Buiten veiligheid en lay-out moet een circuitontwerper aan veel meer zaken denken, zoals waar het medisch centrum, de controletoren en de paddock komen te liggen. Hoe leg je de servicewegen neer en hoelang doen baancommissarissen en medisch personeel erover om bij hun ‘slachtoffers’ te komen? “Je moet inderdaad een volledig beeld hebben van het circuit, alles behoort te kloppen. Ook hier gebruik ik weer mijn simulators voor. Dan moet je bijvoorbeeld denken aan de plaatsen voor baanpersoneel en cameramannen. Waar behoor je die te plaatsen, zodat ook zij veilig hun werk kunnen uitvoeren? Plus: kunnen ze snel genoeg op de plek van de crash komen? Ook dat zijn belangrijke punten die ik meeneem in de ontwerpfase. Door mijn calculaties kan ik precies zien waar ze horen te staan. Bij Termas de Río Hondo klopte dat perfect en daarna ben ik ook gevraagd om de juiste situatie te berekenen voor Donington Park. Ook daar staat het baanpersoneel nu op betere, veiliger plekken.”
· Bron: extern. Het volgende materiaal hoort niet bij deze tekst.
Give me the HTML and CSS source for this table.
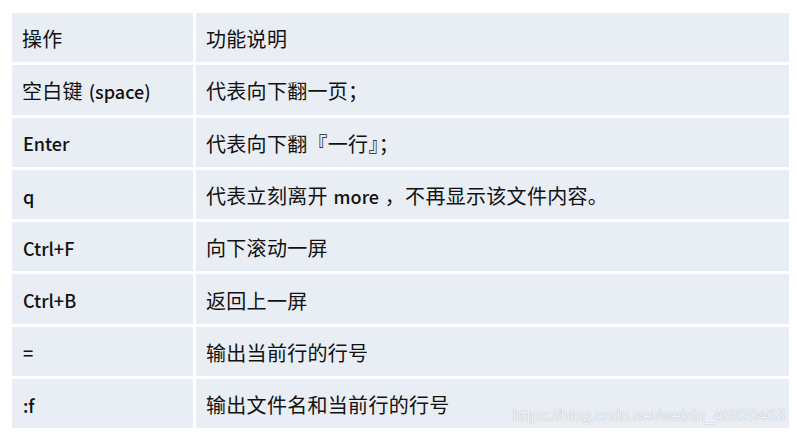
FILE: index.html
```html
<!DOCTYPE html>
<html lang="zh-CN">
<head>
<meta charset="utf-8">
<title>more 命令</title>
<link rel="stylesheet" href="styles.css">
</head>
<body>
<div class="page">
  <div class="table">
    <div class="cell key">操作</div><div class="cell desc">功能说明</div>
    <div class="cell key">空白键 <span class="lat">(space)</span></div><div class="cell desc">代表向下翻一页；</div>
    <div class="cell key"><span class="lat">Enter</span></div><div class="cell desc">代表向下翻『一行』；</div>
    <div class="cell key"><span class="lat">q</span></div><div class="cell desc">代表立刻离开 <span class="lat">more</span> ，不再显示该文件内容。</div>
    <div class="cell key"><span class="lat">Ctrl+F</span></div><div class="cell desc">向下滚动一屏</div>
    <div class="cell key"><span class="lat">Ctrl+B</span></div><div class="cell desc">返回上一屏</div>
    <div class="cell key"><span class="lat">=</span></div><div class="cell desc">输出当前行的行号</div>
    <div class="cell key"><span class="lat">:f</span></div><div class="cell desc">输出文件名和当前行的行号</div>
  </div>
  <div class="watermark">https://blog.csdn.net/weixin_46820463</div>
</div>
</body>
</html>
```
FILE: styles.css
```css
html, body {
  margin: 0;
  padding: 0;
  background: #ffffff;
}
.page {
  position: relative;
  width: 796px;
  height: 437px;
  padding: 13px 0 0 12px;
  box-sizing: border-box;
}
.table {
  display: grid;
  grid-template-columns: 181px 593px;
  grid-auto-rows: 49.3px;
  column-gap: 3px;
  row-gap: 3px;
  width: 777px;
}
.cell {
  background: #e9edf4;
  display: flex;
  align-items: center;
  padding-top: 2px;
  box-sizing: border-box;
  font-family: "Noto Sans CJK SC", sans-serif;
  font-size: 20px;
  letter-spacing: 0.3px;
  color: #111111;
  white-space: pre;
}
.lat {
  font-size: 18px;
  font-weight: 500;
  letter-spacing: 0;
  margin: 0 1px;
}
.key {
  padding-left: 10px;
}
.desc {
  padding-left: 10px;
}
.watermark {
  position: absolute;
  right: 11px;
  top: 407px;
  font-family: "Liberation Sans", Arial, sans-serif;
  font-size: 16px;
  color: #f4f6f9;
  text-shadow: 0 0 1px #9aa0a8;
  white-space: nowrap;
}
```
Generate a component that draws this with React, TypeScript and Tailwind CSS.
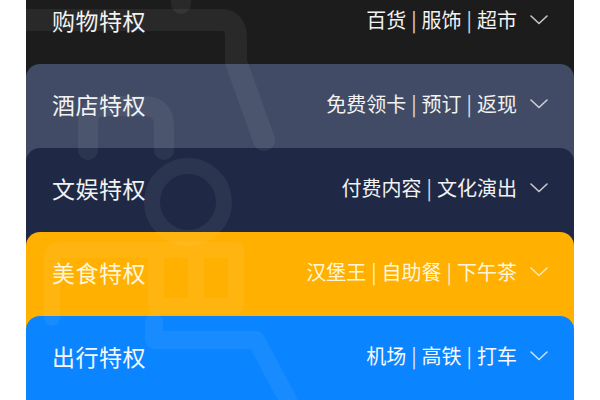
import React from "react";

const cards = [
  { title: "购物特权", sub: ["百货", "服饰", "超市"], bg: "bg-[#1c1c1d]", text: "text-[#f2f2f2]" },
  { title: "酒店特权", sub: ["免费领卡", "预订", "返现"], bg: "bg-[#414b65]", text: "text-[#f2f2f2]" },
  { title: "文娱特权", sub: ["付费内容", "文化演出"], bg: "bg-[#1f2945]", text: "text-[#f2f2f2]" },
  { title: "美食特权", sub: ["汉堡王", "自助餐", "下午茶"], bg: "bg-[#ffb000]", text: "text-[#fff6dc]" },
  { title: "出行特权", sub: ["机场", "高铁", "打车"], bg: "bg-[#0a84ff]", text: "text-[#f5f9ff]" },
];

function Chevron() {
  return (
    <svg width="18" height="10" viewBox="0 0 18 10" fill="none" className="opacity-80">
      <polyline points="1,1 9,8.5 17,1" stroke="currentColor" strokeWidth="1.6" strokeLinecap="round" strokeLinejoin="round" />
    </svg>
  );
}

export default function App() {
  return (
    <div
      className="relative w-[600px] h-[400px] overflow-hidden bg-white"
      style={{ fontFamily: '"Noto Sans CJK SC", "Noto Sans", sans-serif' }}
    >
      <div className="relative mx-[26px] flex flex-col -mt-[20px]">
        {cards.map((c, i) => (
          <div
            key={c.title}
            className={`${c.bg} ${c.text} h-[100px] rounded-t-[14px] ${i === 0 ? "" : "-mt-[16px]"}`}
          >
            <div className="h-[80px] flex items-center justify-between pl-[26px] pr-[26px]">
              <span className="text-[23px] leading-none tracking-[0.5px]">{c.title}</span>
              <div className="flex items-center gap-[13px]">
                <span className="text-[20px] leading-none flex items-center">
                  {c.sub.map((s, j) => (
                    <React.Fragment key={s}>
                      {j > 0 && <span className="mx-[5px] opacity-90">|</span>}
                      <span>{s}</span>
                    </React.Fragment>
                  ))}
                </span>
                <Chevron />
              </div>
            </div>
          </div>
        ))}
        <svg
          className="absolute left-0 top-[20px] pointer-events-none"
          width="548"
          height="400"
          viewBox="0 0 548 400"
          fill="none"
        >
          <g stroke="white" strokeOpacity="0.06" strokeLinecap="round" strokeLinejoin="round">
            <path d="M -5 20 H 195 Q 210 20 210 38 V 62 L 238 140" strokeWidth="22" />
            <path d="M 155 -10 V 4" strokeWidth="20" />
            <path d="M 62 150 V 122 Q 62 106 80 106 H 118 Q 138 106 138 126 V 150" strokeWidth="20" />
            <circle cx="162" cy="202" r="36" strokeWidth="16" />
            <path d="M 26 318 V 258 Q 26 250 34 250 H 210 V 306 H 130 M 130 250 V 306 M 170 250 V 306" strokeWidth="16" />
            <path d="M 128 322 V 340 H 230 L 262 400" strokeWidth="18" />
          </g>
        </svg>
      </div>
    </div>
  );
}
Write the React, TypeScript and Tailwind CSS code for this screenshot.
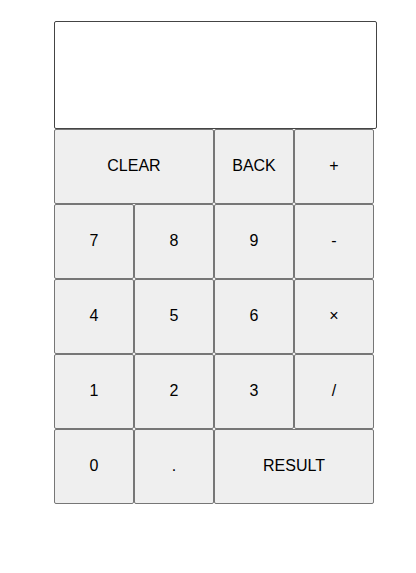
const rows: { label: string; span?: boolean }[] = [
  { label: "CLEAR", span: true },
  { label: "BACK" },
  { label: "+" },
  { label: "7" },
  { label: "8" },
  { label: "9" },
  { label: "-" },
  { label: "4" },
  { label: "5" },
  { label: "6" },
  { label: "×" },
  { label: "1" },
  { label: "2" },
  { label: "3" },
  { label: "/" },
  { label: "0" },
  { label: "." },
  { label: "RESULT", span: true },
];

export default function App() {
  return (
    <div className="min-h-screen bg-white pl-[54px] pt-[21px] font-['Liberation_Sans',Arial,sans-serif] text-black">
      <div className="h-[108px] w-[323px] rounded-[2px] border border-[#444]" />
      <div className="grid grid-cols-[repeat(4,80px)] auto-rows-[75px]">
        {rows.map((b) => (
          <button
            key={b.label}
            className={`${b.span ? "col-span-2" : ""} rounded-[2px] border border-[#767676] bg-[#efefef] pb-[2px] text-base`}
          >
            {b.label}
          </button>
        ))}
      </div>
    </div>
  );
}
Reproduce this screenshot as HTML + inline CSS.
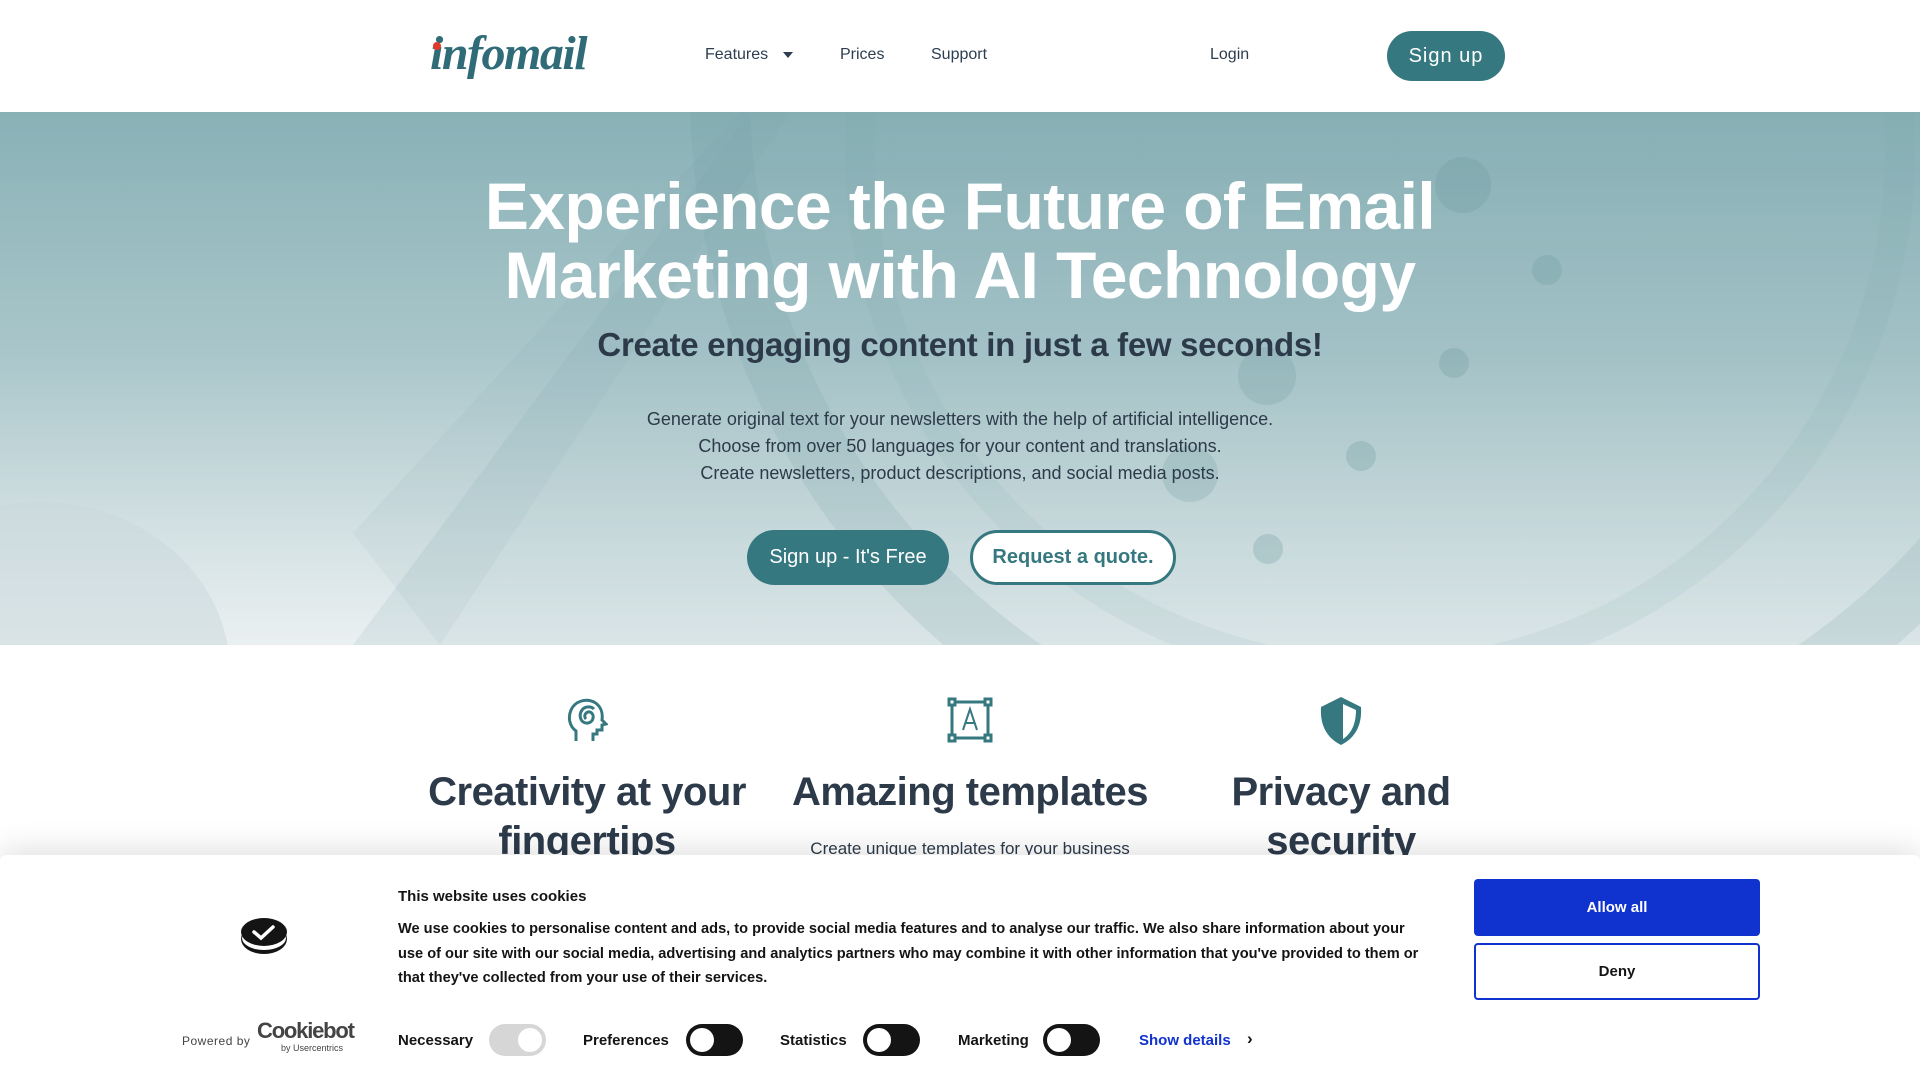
<!DOCTYPE html>
<html><head><meta charset="utf-8"><style>
*{margin:0;padding:0;box-sizing:border-box}
body{width:1920px;height:1080px;overflow:hidden;font-family:"Liberation Sans",Arial,sans-serif;background:#fff;position:relative;color:#2c3e50}
.hdr{position:absolute;top:0;left:0;width:1920px;height:112px;background:#fff}
.logo{position:absolute;left:430px;top:26px;font-family:"Liberation Serif",serif;font-style:italic;font-weight:bold;font-size:48px;color:#2f6c78;letter-spacing:-1.5px}
.logo .dot{position:absolute;left:3px;top:16px;width:8px;height:8px;border-radius:50%;background:#e03a2c}
.nav{position:absolute;top:46px;font-size:16px;color:#2c3e50}
.btn-h{position:absolute;left:1387px;top:31px;width:118px;height:50px;border-radius:25px;background:#367880;color:#fff;font-size:20px;letter-spacing:1px;text-align:center;line-height:50px}
.hero{position:absolute;top:112px;left:0;width:1920px;height:533px;overflow:hidden;background:linear-gradient(180deg,#88b1b6 0%,#a9c6ca 45%,#d5e2e4 80%,#eaf0f1 100%)}
.hero svg{position:absolute;left:0;top:0}
h1{position:absolute;top:60px;left:0;width:1920px;text-align:center;color:#fff;font-size:66px;line-height:69px;letter-spacing:-0.6px;font-weight:bold}
.sub{position:absolute;top:214px;width:1920px;text-align:center;font-size:33px;font-weight:bold;color:#2c3a4a;letter-spacing:-0.3px}
.par{position:absolute;top:294px;width:1920px;text-align:center;font-size:18px;line-height:27px;color:#2c3a4a}
.b1{position:absolute;left:747px;top:418px;width:202px;height:55px;border-radius:28px;background:#367880;color:#fff;font-size:20px;text-align:center;line-height:55px}
.b2{position:absolute;left:970px;top:418px;width:206px;height:55px;border-radius:28px;background:#fff;border:3px solid #367880;color:#367880;font-size:20px;font-weight:bold;text-align:center;line-height:49px}
.feat{position:absolute;text-align:center;color:#2c3a4a}
.feat h2{font-size:40px;line-height:49px;letter-spacing:-0.5px;font-weight:bold}
.ck{position:absolute;left:0;top:855px;width:1920px;height:225px;background:#fff;box-shadow:0 -6px 30px rgba(0,0,0,.12);border-radius:6px 6px 0 0;color:#141414}
.ck .t{position:absolute;left:398px;top:33px;font-size:15px;font-weight:bold}
.ck .body{position:absolute;left:398px;top:62px;width:1022px;font-size:14.6px;line-height:24.5px;font-weight:bold}
.allow{position:absolute;left:1474px;top:24px;width:286px;height:57px;background:#1032cf;color:#fff;font-weight:bold;font-size:15px;text-align:center;line-height:57px;border-radius:4px}
.deny{position:absolute;left:1474px;top:88px;width:286px;height:57px;border:2px solid #1032cf;color:#141414;font-weight:bold;font-size:15px;text-align:center;line-height:53px;border-radius:4px}
.lb{position:absolute;top:177px;font-size:15px;font-weight:bold}
.tg{position:absolute;top:169px;width:57px;height:32px;border-radius:16px;background:#141414}
.tg::after{content:"";position:absolute;left:4px;top:4px;width:24px;height:24px;border-radius:50%;background:#fff}
.tg.off{background:#d6d6d6}
.tg.off::after{left:29px}
</style></head><body>
<div class="hdr">
 <div class="logo"><span class="dot"></span>infomail</div>
 <div class="nav" style="left:705px">Features <span style="display:inline-block;margin-left:10px;border-left:5px solid transparent;border-right:5px solid transparent;border-top:6px solid #2c3e50;vertical-align:middle"></span></div>
 <div class="nav" style="left:840px">Prices</div>
 <div class="nav" style="left:931px">Support</div>
 <div class="nav" style="left:1210px">Login</div>
 <div class="btn-h">Sign up</div>
</div>
<div class="hero">
 <svg width="1920" height="533">
  <polygon points="353,533 750,0 1920,0 1920,533" fill="#7fa8ad" opacity="0.15"/>
  <polygon points="353,421 740,0 790,0 440,533" fill="#6f9ba1" opacity="0.08"/>
  <circle cx="1420" cy="-20" r="700" fill="none" stroke="#6f9aa0" stroke-width="60" opacity="0.16"/>
  <circle cx="1380" cy="40" r="520" fill="none" stroke="#7aa3a8" stroke-width="30" opacity="0.1"/>
  <ellipse cx="40" cy="560" rx="190" ry="170" fill="#c9d8db" opacity="0.5"/>
  <circle cx="1463" cy="73" r="28" fill="#6f9aa0" opacity="0.3"/>
  <circle cx="1547" cy="158" r="15" fill="#6f9aa0" opacity="0.3"/>
  <circle cx="1454" cy="251" r="15" fill="#6f9aa0" opacity="0.3"/>
  <circle cx="1267" cy="264" r="29" fill="#6f9aa0" opacity="0.25"/>
  <circle cx="1361" cy="344" r="15" fill="#6f9aa0" opacity="0.3"/>
  <circle cx="1190" cy="362" r="28" fill="#6f9aa0" opacity="0.25"/>
  <circle cx="1268" cy="437" r="15" fill="#6f9aa0" opacity="0.3"/>
 </svg>
 <h1>Experience the Future of Email<br>Marketing with AI Technology</h1>
 <div class="sub">Create engaging content in just a few seconds!</div>
 <div class="par">Generate original text for your newsletters with the help of artificial intelligence.<br>Choose from over 50 languages for your content and translations.<br>Create newsletters, product descriptions, and social media posts.</div>
 <div class="b1">Sign up - It's Free</div>
 <div class="b2">Request a quote.</div>
</div>
<svg style="position:absolute;left:566px;top:697px" width="42" height="46" viewBox="0 0 42 46" fill="none" stroke="#367880" stroke-width="3">
 <path d="M10 44 V34 C3 29 2 20 5 13 C9 4 20 1 28 5 C35 9 37 16 36 23 L40 27 L36 28 V33 H31 V37 H27 V44"/>
 <path d="M20 22 C17 19 20 14 24 15 C29 17 28 25 22 26 C15 27 12 19 16 13 C19 9 25 9 28 12"/>
</svg>
<svg style="position:absolute;left:947px;top:697px" width="46" height="46" viewBox="0 0 46 46" fill="none" stroke="#367880" stroke-width="3">
 <rect x="2" y="2" width="6" height="6"/><rect x="38" y="2" width="6" height="6"/><rect x="2" y="38" width="6" height="6"/><rect x="38" y="38" width="6" height="6"/>
 <path d="M8 5 H38 M8 41 H38 M5 8 V38 M41 8 V38"/>
 <path d="M16 33 L23 12 L30 33 M18.5 26 H27.5" stroke-width="2"/>
</svg>
<svg style="position:absolute;left:1317px;top:695px" width="48" height="52" viewBox="0 0 48 52">
 <path d="M24 2 L44 12 C45 28 40 42 24 50 C8 42 3 28 4 12 Z" fill="#367880"/>
 <path d="M26 9 L39 15 C39 28 35 38 26 44 Z" fill="#fff"/>
</svg>
<div class="feat" style="left:420px;width:334px;top:768px"><h2>Creativity at your fingertips</h2></div>
<div class="feat" style="left:780px;width:380px;top:768px"><h2>Amazing templates</h2><div style="font-size:17px;margin-top:22px">Create unique templates for your business</div></div>
<div class="feat" style="left:1170px;width:342px;top:768px"><h2>Privacy and security</h2></div>
<div class="ck">
 <svg style="position:absolute;left:240px;top:62px" width="48" height="40" viewBox="0 0 48 40">
  <ellipse cx="24" cy="22" rx="23" ry="15" fill="#141414"/>
  <ellipse cx="24" cy="21" rx="22" ry="12" fill="#fff"/>
  <ellipse cx="24" cy="15" rx="23" ry="14" fill="#141414"/>
  <path d="M14 15 L21 21 L33 10" stroke="#fff" stroke-width="3.5" fill="none" stroke-linecap="round"/>
 </svg>
 <div style="position:absolute;left:182px;top:179px;font-size:12px;color:#444;letter-spacing:.5px">Powered by</div>
 <div style="position:absolute;left:257px;top:163px;font-size:22px;font-weight:bold;color:#444;letter-spacing:-1.2px">Cookiebot</div>
 <div style="position:absolute;left:281px;top:188px;font-size:9px;color:#444">by Usercentrics</div>
 <div class="t">This website uses cookies</div>
 <div class="body">We use cookies to personalise content and ads, to provide social media features and to analyse our traffic. We also share information about your use of our site with our social media, advertising and analytics partners who may combine it with other information that you've provided to them or that they've collected from your use of their services.</div>
 <div class="allow">Allow all</div>
 <div class="deny">Deny</div>
 <div class="lb" style="left:398px">Necessary</div><div class="tg off" style="left:489px"></div>
 <div class="lb" style="left:583px">Preferences</div><div class="tg" style="left:686px"></div>
 <div class="lb" style="left:780px">Statistics</div><div class="tg" style="left:863px"></div>
 <div class="lb" style="left:958px">Marketing</div><div class="tg" style="left:1043px"></div>
 <div class="lb" style="left:1139px;color:#1032cf">Show details</div>
 <div class="lb" style="left:1247px;font-size:17px;top:174px">›</div>
</div>
</body></html>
“Ze wachten net zolang met aanpassingen tot er een crash is.”
Ondanks de goede resultaten met zijn systemen blijft het
een probleem voor Zaffelli om mensen te overtuigen van zijn moderne technieken,
aangezien dit totaal iets nieuws is op het gebied van circuitontwerpen. “Ook in
Italië had ik vijf jaar nodig om circuiteigenaren ervan te overtuigen mijn
systemen te gebruiken. En nog gebruikt niet iedereen ze. Het blijkt niet heel
gemakkelijk te zijn om ze te overtuigen en vertrouwen te kweken. Ik ga naar ze
toe, laat zien hoe ik werk en dan wachten ze net zolang met aanpassingen totdat
er een crash is en men begint te klagen over de situatie. Dan willen ze
uiteindelijk wel samenwerken, maar dat hadden ze eigenlijk eerder moeten doen.”
Langdurige processen
Door de nieuwe wijze waarop Jarno Zaffelli te werk gaat, ligt er een mooie toekomst op hem te wachten. Tenminste, als de circuits zijn aanpak leren kennen. “Termas de Río Hondo was uiteraard goede promotie voor me, zeker omdat zij ook zeer enthousiast zijn over de baan, zowel de circuiteigenaar als de GP-coureurs. Hopelijk opent dat deuren en kan ik meerdere nieuwe GP-circuits ontwerpen.” Deels heeft dat ook te maken met politiek, weet Zaffelli als geen ander. “Als een bepaald land graag Formule 1 wil hebben en er nog geen circuit is gebouwd, wordt die opdracht uitbesteed aan Hermann Tilke (een bekende Duitse circuitontwerper, JvO). Zo werkt het daar. In de MotoGP overigens niet. Hier gaat een promotor aan de slag met een circuitontwerper om uiteindelijk naar Dorna te kunnen gaan met een mooi plan. Daar liggen dus nog wel kansen. Men moet vooral weten dat er niet alleen een Duitse variant is, maar ook een Italiaanse.” Buiten GP-banen om werkt Zaffelli ook aan kleinere projecten, zoals het nieuw te verrijzen circuit dat in Pontedera komt te liggen, ten oosten van Pisa. “Vaak zijn het langdurige processen, vooral om een vergunning te ontvangen om daadwerkelijk te starten met de bouw. Ik heb vaak genoeg een circuit ontworpen dat uiteindelijk niet werd uitgevoerd. Dat loopt dan vast op de vergunning. Gelukkig is dat bij Pontedera, dat vooral nationaal gebruikt gaat worden, nu niet het geval en kunnen we het plan gaan realiseren. Hopelijk is het eind 2015 gereed om te gebruiken.” Voor deze baan deed Zaffelli overigens ideeën op door goed te kijken naar het Nederlandse Zandvoort. “Daar ben ik onlangs gaan kijken en dat is zeker een bron van inspiratie. Door zulk soort banen goed te analyseren kun je weer verder kijken om bepaalde onderdelen te verwerken in je eigen circuits.”